Retype every line from the top of the entries down to the one with "ChevronLeft, ChevronRight, Navigation", both included, and skip the pictures.

━━━━━━━━

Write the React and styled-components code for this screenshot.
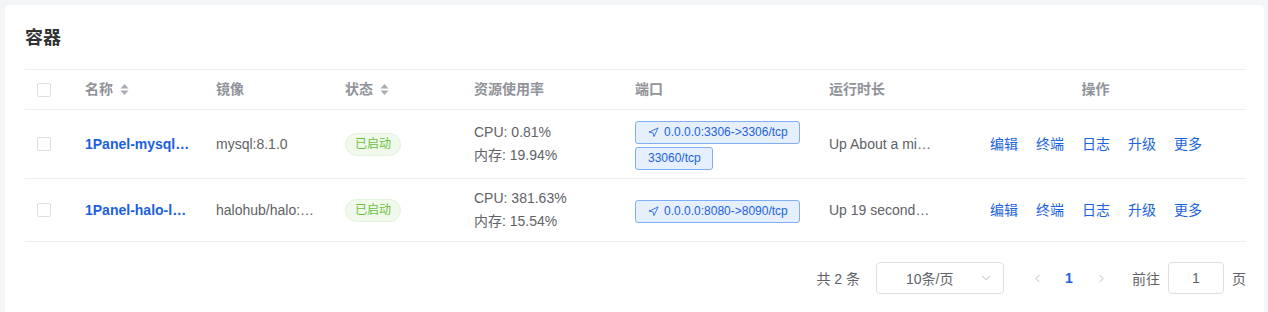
import styled, { createGlobalStyle } from 'styled-components';
import { ChevronDown, ChevronLeft, ChevronRight, Navigation } from 'lucide-react';

const GlobalStyle = createGlobalStyle`
  html, body {
    margin: 0;
    padding: 0;
    background: #f4f5f7;
    font-family: "Liberation Sans", "Noto Sans CJK SC", Arial, sans-serif;
  }
`;

const containers = [
  {
    name: '1Panel-mysql…',
    image: 'mysql:8.1.0',
    cpu: '0.81%',
    mem: '19.94%',
    ports: [{ text: '0.0.0.0:3306->3306/tcp', icon: true }, { text: '33060/tcp' }],
    uptime: 'Up About a mi…',
  },
  {
    name: '1Panel-halo-l…',
    image: 'halohub/halo:…',
    cpu: '381.63%',
    mem: '15.54%',
    ports: [{ text: '0.0.0.0:8080->8090/tcp', icon: true }],
    uptime: 'Up 19 second…',
  },
];

const actions = ['编辑', '终端', '日志', '升级', '更多'];

const SortCaret = () => (
  <svg width="9" height="13" viewBox="0 0 9 13">
    <path d="M4.5 1 L8.5 5.5 L0.5 5.5 Z" fill="#a8abb2" />
    <path d="M4.5 12 L8.5 7.5 L0.5 7.5 Z" fill="#a8abb2" />
  </svg>
);

const App = () => {
  return (
    <>
      <GlobalStyle />
      <Card>
        <Title>容器</Title>
        <Table>
          <Row $header>
            <Cell><Checkbox /></Cell>
            <HeadCell>名称 <SortCaret /></HeadCell>
            <HeadCell>镜像</HeadCell>
            <HeadCell>状态 <SortCaret /></HeadCell>
            <HeadCell>资源使用率</HeadCell>
            <HeadCell>端口</HeadCell>
            <HeadCell>运行时长</HeadCell>
            <HeadCell $center>操作</HeadCell>
          </Row>
          {containers.map((c, i) => (
            <Row key={i}>
              <Cell><Checkbox /></Cell>
              <Cell><NameLink>{c.name}</NameLink></Cell>
              <Cell>{c.image}</Cell>
              <Cell><StatusTag>已启动</StatusTag></Cell>
              <Cell>
                <Lines>
                  <span>CPU: {c.cpu}</span>
                  <span>内存: {c.mem}</span>
                </Lines>
              </Cell>
              <Cell>
                <Ports>
                  {c.ports.map((p, k) => (
                    <PortTag key={k}>
                      {p.icon && <Navigation size={11} strokeWidth={1.8} />}
                      {p.text}
                    </PortTag>
                  ))}
                </Ports>
              </Cell>
              <Cell>{c.uptime}</Cell>
              <Cell>
                <Actions>
                  {actions.map((a) => (
                    <ActionLink key={a}>{a}</ActionLink>
                  ))}
                </Actions>
              </Cell>
            </Row>
          ))}
        </Table>
        <Pagination>
          <Total>共 2 条</Total>
          <Select>
            <span>10条/页</span>
            <ChevronDown size={14} color="#a8abb2" strokeWidth={1.5} />
          </Select>
          <PagerButton><ChevronLeft size={13} strokeWidth={1.5} /></PagerButton>
          <PagerButton $active>1</PagerButton>
          <PagerButton><ChevronRight size={13} strokeWidth={1.5} /></PagerButton>
          <Jumper>
            前往
            <JumpInput>1</JumpInput>
            页
          </Jumper>
        </Pagination>
      </Card>
    </>
  );
};

const Card = styled.div`
  margin: 5px 4px 0 5px;
  padding: 20px 18px 20px 20px;
  background: #fff;
  border-radius: 4px;
  min-height: 290px;
  box-sizing: border-box;
`;

const Title = styled.div`
  font-size: 18px;
  font-weight: 700;
  line-height: 26px;
  color: #303133;
  margin-bottom: 18px;
`;

const Table = styled.div`
  border-top: 1px solid #ebeef5;
`;

const Row = styled.div`
  display: grid;
  grid-template-columns: 48px 131px 129px 129px 161px 194px 128px 1fr;
  border-bottom: 1px solid #ebeef5;
  min-height: ${(p) => (p.$header ? '39px' : '46px')};
  font-size: 14px;
  color: #606266;
`;

const Cell = styled.div`
  display: flex;
  align-items: center;
  padding: 8px 12px;
  line-height: 23px;
  white-space: nowrap;
  overflow: hidden;
`;

const HeadCell = styled(Cell)`
  color: #909399;
  font-weight: 700;
  gap: 7px;
  justify-content: ${(p) => (p.$center ? 'center' : 'flex-start')};
`;

const Checkbox = styled.span`
  display: inline-block;
  width: 12px;
  height: 12px;
  border: 1px solid #dcdfe6;
  border-radius: 2px;
  background: #fff;
`;

const NameLink = styled.span`
  color: #1a5fe0;
  font-weight: 700;
`;

const StatusTag = styled.span`
  display: inline-flex;
  align-items: center;
  height: 21px;
  padding: 0 9px;
  border: 1px solid #e1f3d8;
  border-radius: 12px;
  background: #f0f9eb;
  color: #67c23a;
  font-size: 12px;
`;

const Lines = styled.div`
  display: flex;
  flex-direction: column;
`;

const Ports = styled.div`
  display: flex;
  flex-direction: column;
  align-items: flex-start;
  gap: 3px;
  padding: 3px 0 0;
`;

const PortTag = styled.span`
  display: inline-flex;
  align-items: center;
  gap: 5px;
  height: 21px;
  padding: 0 11px 0 12px;
  border: 1px solid #80aef5;
  border-radius: 3px;
  background: #e6effd;
  color: #1a62e0;
  font-size: 12px;
`;

const Actions = styled.div`
  display: flex;
  gap: 18px;
  padding-left: 33px;
`;

const ActionLink = styled.span`
  color: #1a62e0;
  cursor: pointer;
`;

const Pagination = styled.div`
  display: flex;
  justify-content: flex-end;
  align-items: center;
  margin-top: 20px;
  font-size: 14px;
  color: #606266;
`;

const Total = styled.span`
  margin-right: 16px;
`;

const Select = styled.div`
  display: flex;
  align-items: center;
  justify-content: space-between;
  width: 128px;
  height: 32px;
  box-sizing: border-box;
  padding: 0 10px 0 29px;
  border: 1px solid #dcdfe6;
  border-radius: 4px;
  margin-right: 17px;
`;

const PagerButton = styled.span`
  display: flex;
  align-items: center;
  justify-content: center;
  width: 32px;
  height: 32px;
  color: ${(p) => (p.$active ? '#1a62e0' : '#a8abb2')};
  font-weight: ${(p) => (p.$active ? 700 : 400)};
`;

const Jumper = styled.div`
  display: flex;
  align-items: center;
  gap: 8px;
  margin-left: 15px;
`;

const JumpInput = styled.span`
  display: flex;
  align-items: center;
  justify-content: center;
  width: 56px;
  height: 32px;
  box-sizing: border-box;
  border: 1px solid #dcdfe6;
  border-radius: 4px;
`;

export default App;
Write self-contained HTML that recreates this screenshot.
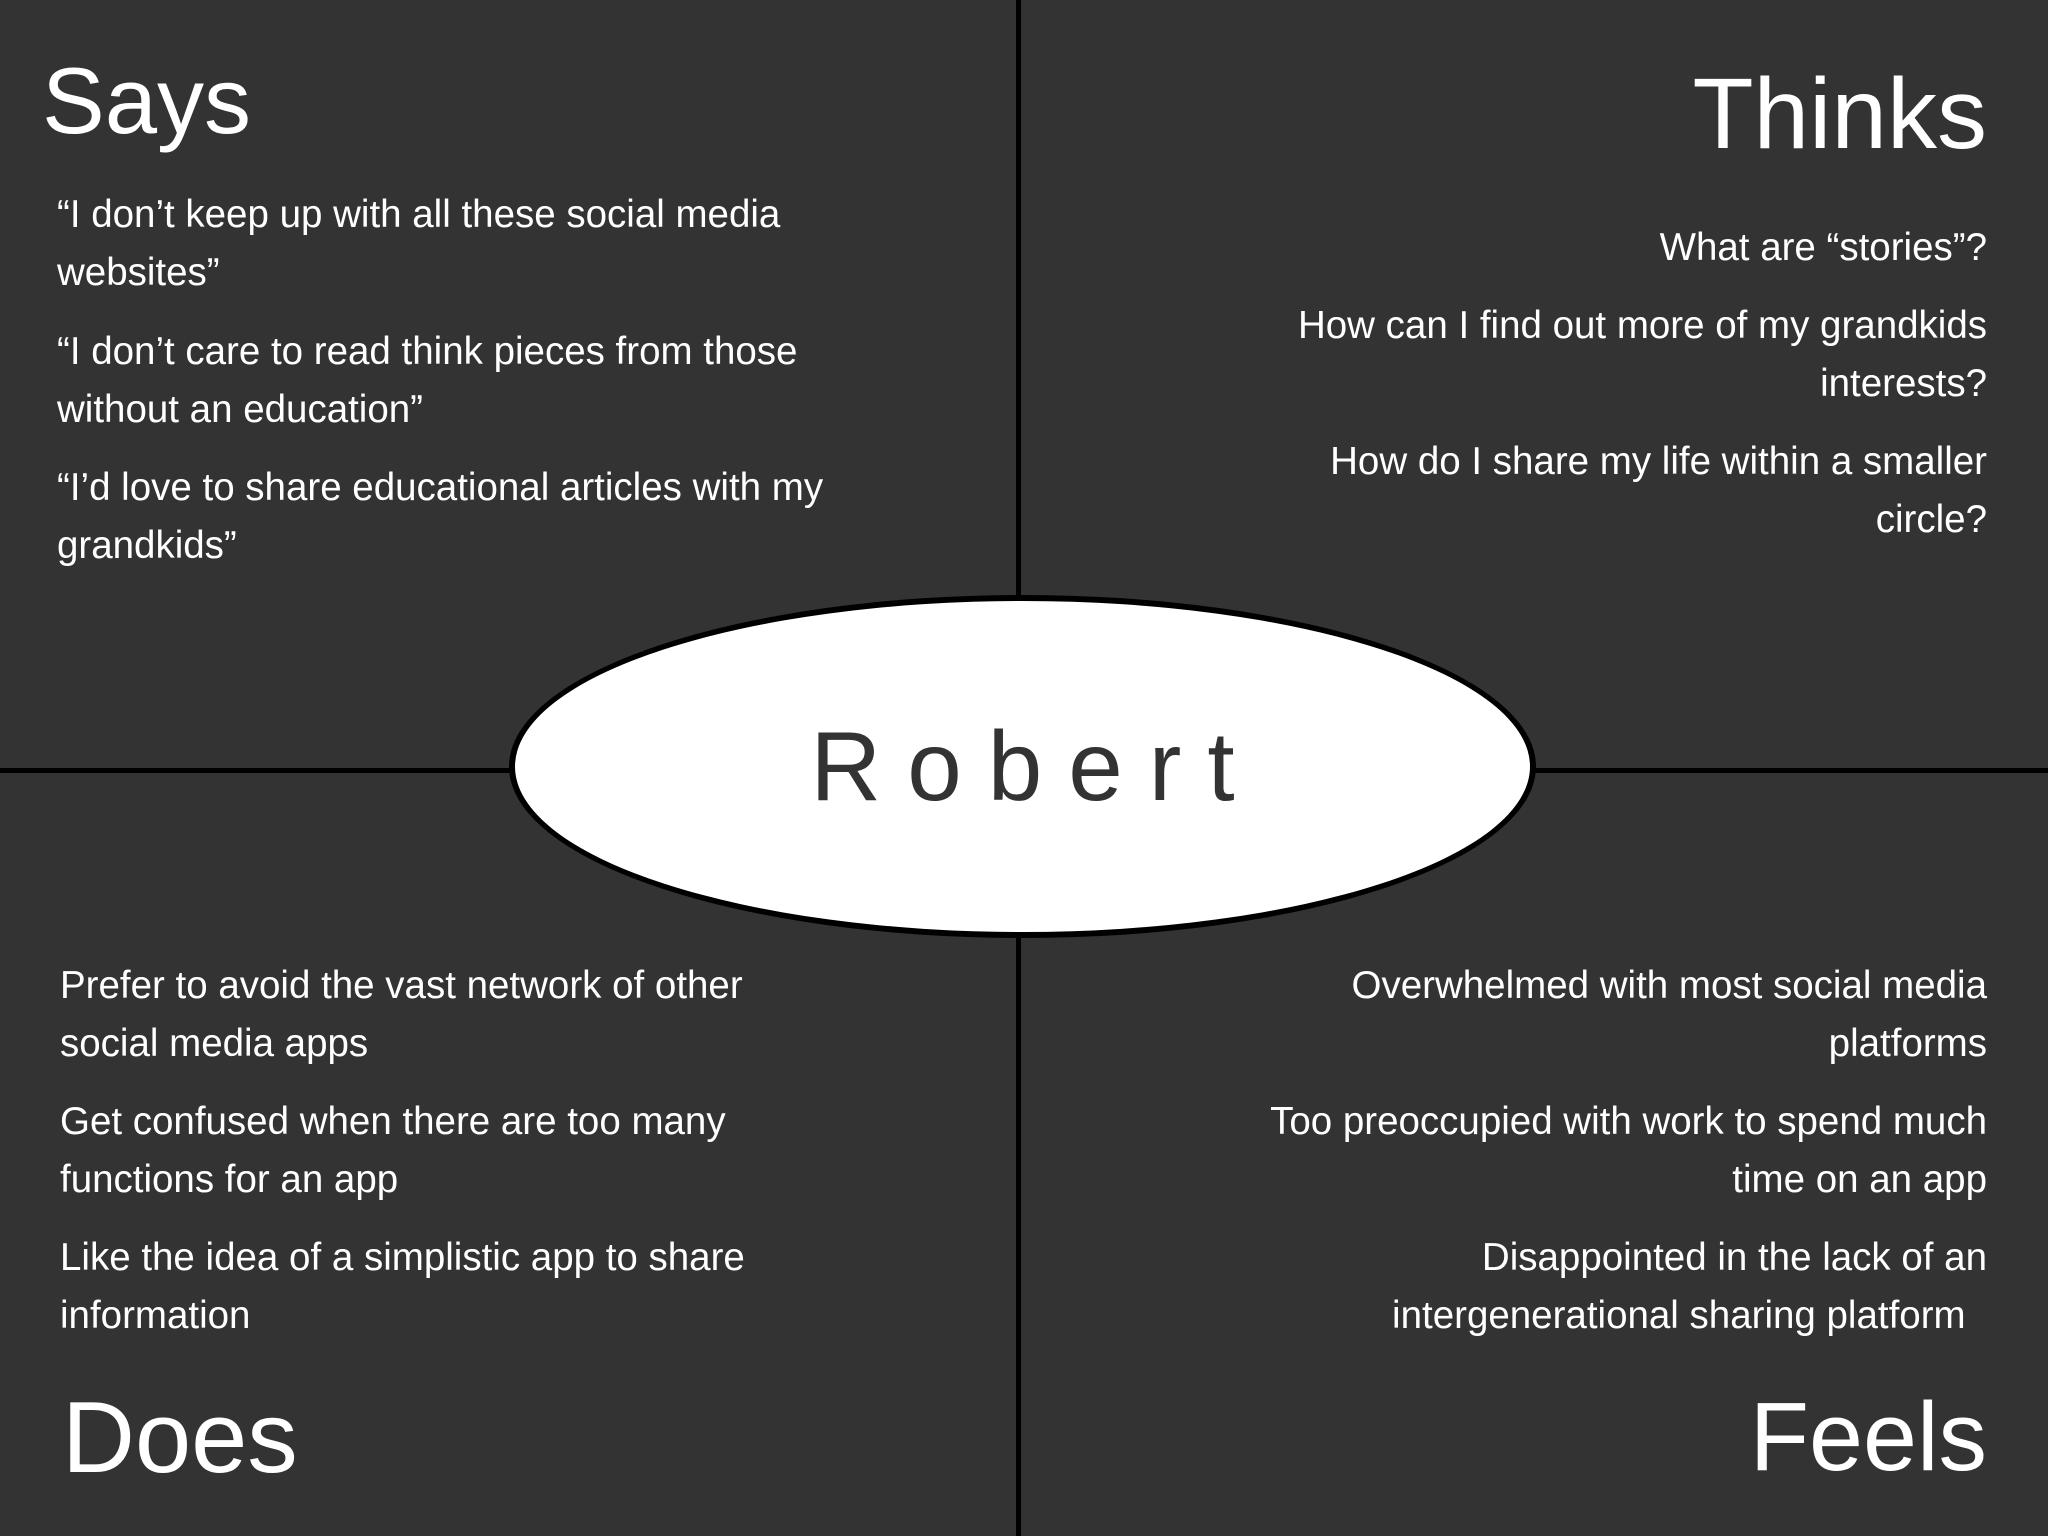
<!DOCTYPE html>
<html><head><meta charset="utf-8"><style>
html,body{margin:0;padding:0}
body{width:2048px;height:1536px;background:#333333;position:relative;overflow:hidden;font-family:"Liberation Sans",sans-serif;color:#fff}
.v{position:absolute;left:1016px;top:0;width:5px;height:1536px;background:#000}
.h{position:absolute;left:0;top:768px;width:2048px;height:5px;background:#000}
.ell{position:absolute;left:509px;top:595px;width:1027px;height:343px;box-sizing:border-box;border:6px solid #000;border-radius:50%;background:#fff}
.robert{position:absolute;left:509px;top:595px;width:1027px;height:343px;display:flex;align-items:center;justify-content:center;color:#333;font-size:98px;letter-spacing:26px;padding-left:26px;box-sizing:border-box}
.hd{position:absolute;line-height:1;white-space:nowrap}
.p{position:absolute;font-size:38.5px;line-height:58px;width:850px}
.l{left:57px;text-align:left}
.r{right:61px;text-align:right}
</style></head><body>
<div class="v"></div><div class="h"></div>
<div class="ell"></div><div class="robert">Robert</div>

<div class="hd" style="left:42px;top:54px;font-size:94px">Says</div>
<div class="hd" style="right:61px;top:64px;font-size:100px">Thinks</div>
<div class="hd" style="left:62px;top:1388px;font-size:101px">Does</div>
<div class="hd" style="right:61px;top:1388px;font-size:97px">Feels</div>

<div class="p l" style="top:186px">“I don’t keep up with all these social media<br>websites”</div>
<div class="p l" style="top:323px">“I don’t care to read think pieces from those<br>without an education”</div>
<div class="p l" style="top:459px">“I’d love to share educational articles with my<br>grandkids”</div>

<div class="p r" style="top:219px">What are “stories”?</div>
<div class="p r" style="top:297px">How can I find out more of my grandkids<br>interests?</div>
<div class="p r" style="top:433px">How do I share my life within a smaller<br>circle?</div>

<div class="p l" style="top:957px;left:60px">Prefer to avoid the vast network of other<br>social media apps</div>
<div class="p l" style="top:1093px;left:60px">Get confused when there are too many<br>functions for an app</div>
<div class="p l" style="top:1229px;left:60px">Like the idea of a simplistic app to share<br>information</div>

<div class="p r" style="top:957px">Overwhelmed with most social media<br>platforms</div>
<div class="p r" style="top:1093px">Too preoccupied with work to spend much<br>time on an app</div>
<div class="p r" style="top:1229px">Disappointed in the lack of an<br>intergenerational sharing platform&nbsp;&nbsp;</div>
</body></html>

━━━━━━━━

Result of this task:
Write the React and styled-components code for this screenshot.
import styled, { createGlobalStyle } from 'styled-components';
import { ChevronDown, ChevronLeft, ChevronRight, Navigation } from 'lucide-react';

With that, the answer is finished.